DENNIS Simpson was given the Unsung Hero award.

The award was one of the most popular with dozens of people nominated, ranging from school caretakers to Mr Simpson, who started work at Stourport High School and Sixth Form in 1988, was praised for dedicating so many years to helping the pupils.

The workshop and school technician has served the school for 28 years and is said to have saved taxpayers thousands by giving so much of his own free time.

Throughout the 1980s and 90s he helped boys who were struggling by training them in woodwork, metalwork and prefabrication.

Thanks to his input, some of the youngsters who may have been excluded were able to carry on at school.

One who said Mr Simpson helped him described how he left school with few qualifications but was able to set up his own successful business thanks to the guidance and support he received from Mr Simpson.

At the event, Mr Simpson said: “I’m overjoyed.

“I can’t believe it.

“The teachers found, with the challenging students, they could send them to me and I could get some progress out of them and so for many years I was doing that.”

Mr Simpson was also responsible for discovering the Stourport National Boys School memorial board, which commemorated 80 students and one teacher who fell in the Great War.

Mr Simpson, who served in the Royal Electrical and Mechanical Engineers, enlisted the help of the boys doing his special projects and they restored it to its former glory.

He petitioned the school governors for it to be hung in the school hall, where it forms the centrepiece of the school’s Service of Remembrance.

This was the start of a series of history projects in which Mr Simpson has championed restoring memorials and has acted as a guardian of the school’s history.

With classic modesty, Mr Simpson said: “I found the school memorial board in the back of the old boiler house.

“We restored it.

“Over the years we have restored quite a few.”

His nomination said: “He is the archetypal gentleman who is uncomfortable with public accolades.
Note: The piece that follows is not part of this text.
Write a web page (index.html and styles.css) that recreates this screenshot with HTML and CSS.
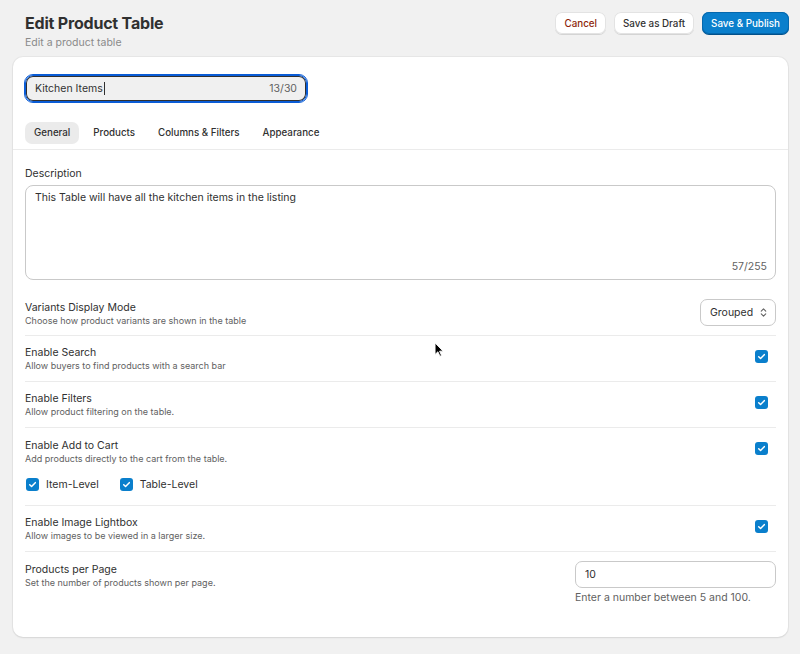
FILE: index.html
```html
<!DOCTYPE html>
<html>
<head>
<meta charset="utf-8">
<link rel="stylesheet" href="styles.css">
</head>
<body>
<div class="page">
  <header class="header">
    <div class="head-text">
      <h1 class="title">Edit Product Table</h1>
      <p class="subtitle">Edit a product table</p>
    </div>
    <div class="actions">
      <button class="btn btn-cancel">Cancel</button>
      <button class="btn">Save as Draft</button>
      <button class="btn btn-primary">Save &amp; Publish</button>
    </div>
  </header>

  <main class="card">
    <div class="card-top">
      <div class="name-field">
        <span class="name-value">Kitchen Items<span class="caret"></span></span>
        <span class="counter">13/30</span>
      </div>
      <nav class="tabs">
        <span class="tab active">General</span>
        <span class="tab">Products</span>
        <span class="tab">Columns &amp; Filters</span>
        <span class="tab">Appearance</span>
      </nav>
    </div>

    <div class="card-body">
      <div class="desc-block">
        <label class="label">Description</label>
        <div class="textarea">
          <span>This Table will have all the kitchen items in the listing</span>
          <span class="ta-count">57/255</span>
        </div>
      </div>

      <div class="row row-first">
        <div class="row-text">
          <div class="row-title">Variants Display Mode</div>
          <div class="row-desc">Choose how product variants are shown in the table</div>
        </div>
        <div class="select">Grouped
          <svg class="sel-icon" viewBox="0 0 10 14" width="9" height="13"><path d="M2.5 5.5L5 3l2.5 2.5M2.5 8.5L5 11l2.5-2.5" fill="none" stroke="#616161" stroke-width="1.2" stroke-linecap="round" stroke-linejoin="round"/></svg>
        </div>
      </div>

      <div class="row">
        <div class="row-text">
          <div class="row-title">Enable Search</div>
          <div class="row-desc">Allow buyers to find products with a search bar</div>
        </div>
        <span class="check"><svg viewBox="0 0 14 14" width="13" height="13"><path d="M4 7.2l2 2 4-4.2" fill="none" stroke="#fff" stroke-width="1.6" stroke-linecap="round" stroke-linejoin="round"/></svg></span>
      </div>

      <div class="row">
        <div class="row-text">
          <div class="row-title">Enable Filters</div>
          <div class="row-desc">Allow product filtering on the table.</div>
        </div>
        <span class="check"><svg viewBox="0 0 14 14" width="13" height="13"><path d="M4 7.2l2 2 4-4.2" fill="none" stroke="#fff" stroke-width="1.6" stroke-linecap="round" stroke-linejoin="round"/></svg></span>
      </div>

      <div class="row row-cart">
        <div class="row-main">
          <div class="row-text">
            <div class="row-title">Enable Add to Cart</div>
            <div class="row-desc">Add products directly to the cart from the table.</div>
          </div>
          <span class="check"><svg viewBox="0 0 14 14" width="13" height="13"><path d="M4 7.2l2 2 4-4.2" fill="none" stroke="#fff" stroke-width="1.6" stroke-linecap="round" stroke-linejoin="round"/></svg></span>
        </div>
        <div class="sub-checks">
          <span class="sub"><span class="check"><svg viewBox="0 0 14 14" width="13" height="13"><path d="M4 7.2l2 2 4-4.2" fill="none" stroke="#fff" stroke-width="1.6" stroke-linecap="round" stroke-linejoin="round"/></svg></span>Item-Level</span>
          <span class="sub"><span class="check"><svg viewBox="0 0 14 14" width="13" height="13"><path d="M4 7.2l2 2 4-4.2" fill="none" stroke="#fff" stroke-width="1.6" stroke-linecap="round" stroke-linejoin="round"/></svg></span>Table-Level</span>
        </div>
      </div>

      <div class="row">
        <div class="row-text">
          <div class="row-title">Enable Image Lightbox</div>
          <div class="row-desc">Allow images to be viewed in a larger size.</div>
        </div>
        <span class="check"><svg viewBox="0 0 14 14" width="13" height="13"><path d="M4 7.2l2 2 4-4.2" fill="none" stroke="#fff" stroke-width="1.6" stroke-linecap="round" stroke-linejoin="round"/></svg></span>
      </div>

      <div class="row row-last">
        <div class="row-text">
          <div class="row-title">Products per Page</div>
          <div class="row-desc">Set the number of products shown per page.</div>
        </div>
        <div class="num-field">
          <div class="num-input">10</div>
          <div class="help">Enter a number between 5 and 100.</div>
        </div>
      </div>
    </div>
  </main>
</div>
<svg class="cursor" viewBox="0 0 12 18" width="11" height="16"><path d="M1 1v13l3.2-3 2.3 5 1.8-.8-2.2-4.9H10z" fill="#000" stroke="#fff" stroke-width="1"/></svg>
</body>
</html>
```

FILE: styles.css
```css
* { box-sizing: border-box; }
html, body { margin: 0; padding: 0; }
body {
  background: #f1f1f1;
  font-family: Inter, "Noto Sans", sans-serif;
  color: #303030;
  width: 800px;
  height: 654px;
  overflow: hidden;
  position: relative;
}
.page { padding: 11px 12px 0 13px; }
.header {
  display: flex;
  justify-content: space-between;
  align-items: flex-start;
  padding: 0 0 0 12px;
}
.title {
  margin: 2px 0 0;
  font-size: 16px;
  font-weight: 700;
  color: #303030;
  letter-spacing: -0.2px;
  line-height: 20px;
}
.subtitle {
  margin: 3px 0 0;
  font-size: 10.5px;
  color: #8a8a8a;
  line-height: 14px;
}
.actions { display: flex; gap: 8px; padding-top: 1px; margin-right: -1px; }
.btn {
  font-family: Inter, sans-serif;
  font-size: 9.8px;
  font-weight: 500;
  color: #303030;
  background: #fff;
  border: none;
  border-radius: 7px;
  height: 22px;
  padding: 0 9px;
  box-shadow: 0 1px 0 #d4d4d4, inset 0 0 0 1px #e3e3e3;
}
.btn-cancel { color: #8e1f0b; }
.btn-primary {
  background: #0a7fcc;
  color: #fff;
  box-shadow: 0 1px 0 #03518a, inset 0 0 0 1px #0568ad;
  padding: 0 9px;
}
.card {
  margin-top: 7px;
  background: #fff;
  border-radius: 10px;
  box-shadow: 0 1px 2px rgba(0,0,0,0.08), 0 0 0 1px rgba(0,0,0,0.04);
  height: 580px;
}
.card-top {
  padding: 18px 12px 0;
  border-bottom: 1px solid #ebebeb;
}
.name-field {
  width: 282px;
  height: 27px;
  border: 1px solid #0a5cd6;
  outline: 1px solid #0a5cd6;
  outline-offset: 0;
  border-radius: 8px;
  background: #f0f0f0;
  display: flex;
  justify-content: space-between;
  align-items: center;
  padding: 0 9px;
  font-size: 10.5px;
  box-shadow: inset 0 0 0 1px #303030;
}
.name-value { color: #303030; display: flex; align-items: center; }
.caret { display: inline-block; width: 1px; height: 13px; background: #303030; margin-left: 1px; }
.counter { color: #616161; font-size: 10.5px; }
.tabs {
  display: flex;
  gap: 4px;
  padding: 20px 0 5px;
}
.tab {
  font-size: 9.75px;
  font-weight: 500;
  color: #303030;
  height: 22px;
  line-height: 22px;
  padding: 0 9px;
  border-radius: 7px;
}
.tab + .tab { margin-left: 1px; }
.tab.active { background: #ebebeb; }
.card-body { padding: 17px 12px 0; }
.label { font-size: 10.5px; color: #303030; display: block; line-height: 14px; }
.textarea {
  margin-top: 4px;
  height: 95px;
  border: 1px solid #c9c9c9;
  border-radius: 8px;
  padding: 5px 9px;
  font-size: 10.5px;
  position: relative;
  color: #303030;
}
.ta-count {
  position: absolute;
  right: 8px;
  bottom: 6px;
  color: #616161;
  font-size: 10.5px;
}
.desc-block { padding-bottom: 10px; }
.row {
  display: flex;
  justify-content: space-between;
  align-items: center;
  border-bottom: 1px solid #ebebeb;
  height: 46px;
}
.row-first .row-text { padding-top: 3px; }
.row-text { display: flex; flex-direction: column; }
.row-title { font-size: 10.5px; color: #303030; line-height: 14px; }
.row-desc { font-size: 9px; color: #616161; line-height: 12px; }
.select {
  height: 27px;
  border: 1px solid #c9c9c9;
  border-radius: 7px;
  display: flex;
  align-items: center;
  justify-content: space-between;
  padding: 0 7px 0 9px;
  font-size: 10.5px;
  color: #303030;
  width: 76px;
}
.check {
  width: 13px;
  height: 13px;
  border-radius: 3px;
  background: #0a7fcc;
  display: inline-flex;
}
.row > .check { margin-right: 8px; margin-top: -5px; }
.row-cart { height: auto; flex-direction: column; align-items: stretch; padding: 11px 0 14px; }
.row-main { display: flex; justify-content: space-between; align-items: flex-start; }
.row-main > .check { margin-top: 3px; margin-right: 8px; }
.sub-checks { display: flex; gap: 20px; margin-top: 13px; }
.sub { display: inline-flex; align-items: center; font-size: 10.5px; color: #303030; }
.sub .check { margin-right: 7px; margin-left: 1px; }
.row-last { border-bottom: none; align-items: flex-start; height: auto; padding-top: 9px; }
.row-last .row-text { padding-top: 2px; }
.num-field { width: 201px; }
.num-input {
  height: 27px;
  border: 1px solid #c9c9c9;
  border-radius: 7px;
  padding: 0 9px;
  font-size: 10.5px;
  line-height: 25px;
  color: #303030;
}
.help { font-size: 10.5px; color: #616161; margin-top: 3px; }
.cursor { position: absolute; left: 434px; top: 342px; }
```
“He is the embodiment of a generation who believe that they have a duty to serve others and that they are ‘just doing their job’.”

The runners up were Sharan Gledhill, at Tudor Grange Academy Worcester, and Jamie Boswell, St Joseph’s Catholic Primary School.

Mrs Gledhill received multiple nominations thanking her for being a ‘kind and supportive’ teacher over a long career.

Mr Boswell was praised for giving up his own time to help set up sporting clubs at his daughter’s school.